I can't spot the drone anywhere and I'm just starting to think that maybe that actually went alright when the drone drops out of nowhere and hovers a few centimetres from my face. It's so close I can see my own reflection in the bug eye lens. Right. He didn't get the message. The whole way back to the beach I am accompanied by the drone hovering next to my head. Feels like I'm in some surreal TV show where the cameraman only takes facial close-ups and I'm not sure whether to smile directly at the lens or go for a fixed focused look ahead. I see a few people on the beach look quizzically at me and the floating drone. As I'm walking back into the sea to meet Elly and Nat the drone zooms away in a big loop, arriving back just as I finish explaining that the owner now thinks I want to be exclusively filmed.


All I can say is that in the next hour that man must have got some golden footage. At one point I am flipped and somersaulted by a wave so forcefully that when I pop back up out of the water, my swimsuit is tucked firmly under my boobs.

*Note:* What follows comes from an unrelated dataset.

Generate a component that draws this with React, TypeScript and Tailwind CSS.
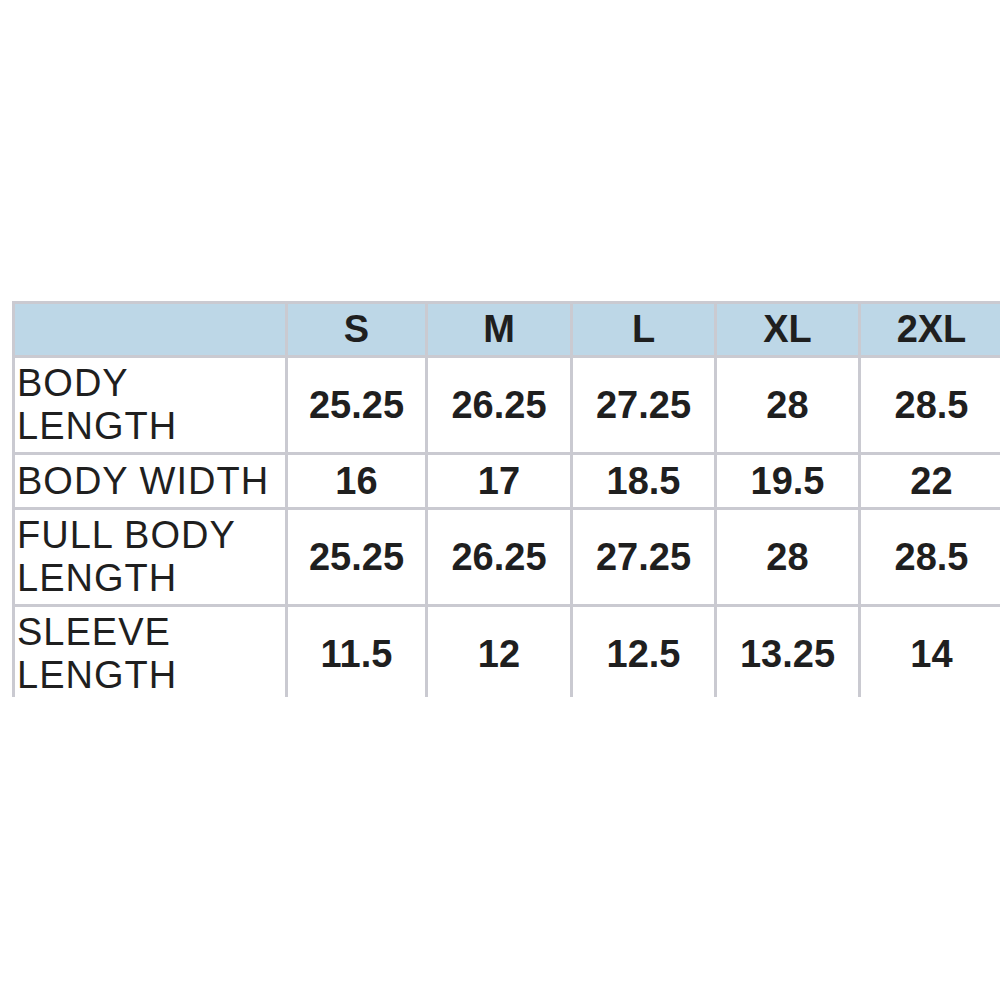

Luckily the drone is right there on hand to capture the bare-chested moment of horror before another wave takes me under. I do actually manage to body board four full waves in the total of two hours which feels like a blazing success after my Byron Bay surf lesson. Near the end Nat exchanges his surfboard for a body board and disgusts me and Elly by cruising in on more waves in ten minutes than we've both been able to catch put together.

Just two sportsmen

Next we all head to Ubud, the cultural capital of Bali, for five days. We share the cutest triple room (Nat's allocated the single bed in the corner), enjoy latino music, explore the rice fields, go to a spa, listen to Mongolian throat singing, discover the joys of deep fried banana and visit some beautiful waterfalls. On the third day in Nat goes to an ATM after Elly and comes straight back looking smug -"Elly you idiot, you literally left your card in the ATM". Laughing at her stupidity and heading back to the cash machine Nat opens his wallet to get his own card out and realises he himself has left his card in the ATM. In Kuta. Three days ago. We are now one card down.


On our last full day together in Ubud we (joined by Elly's chum/paramour Luke) head on motorbikes to the north of Bali for a day trip. We leave at a painful 5.15am to catch sunrise at Ulun Danu Beratan temple. Just our luck it's one of those days where there IS no 'sunrise' - the sky just gets brighter and whiter without any distinguishing source of light, so we're hanging around at a temple at 6.30 AM for no good reason. We move on to Handura Gate and Wanagiri Hills. I turn into a picture-obsessed demon/diva and insist on a ridiculous photoshoot which I think brought Nat close to breaking up with me. (Photos below for your amusement).


If you zoom in close, I'm pretty sure you can see Nat's broken spirit leaving his body.

Elly and Luke, I am eternally sorry that you had to endure this


Luke and Elly head back to Ubud and Nat and I search for lunch with a view. We cruise along looking at the limited selection of warungs: "Nope ... Looks a bit dodgy ... Definitely not THERE ... Nah, not that one ... Hmm, not convinced ... No way pally ... OK WHATEVER, I'M SO HUNGRY, it's probably fine, let's just stop here". Lunch is 80p ("too good to be true!" Nat and I snicker gleefully). We head on to Pura Tirta Empul temple and then to Tegallalang rice terraces. That's where I start to feel a bit iffy. The whole journey back to Ubud on the back of the motorbike I am gritting my teeth concentrating on keeping Nat's shoulder chunk-free (I'm good like that).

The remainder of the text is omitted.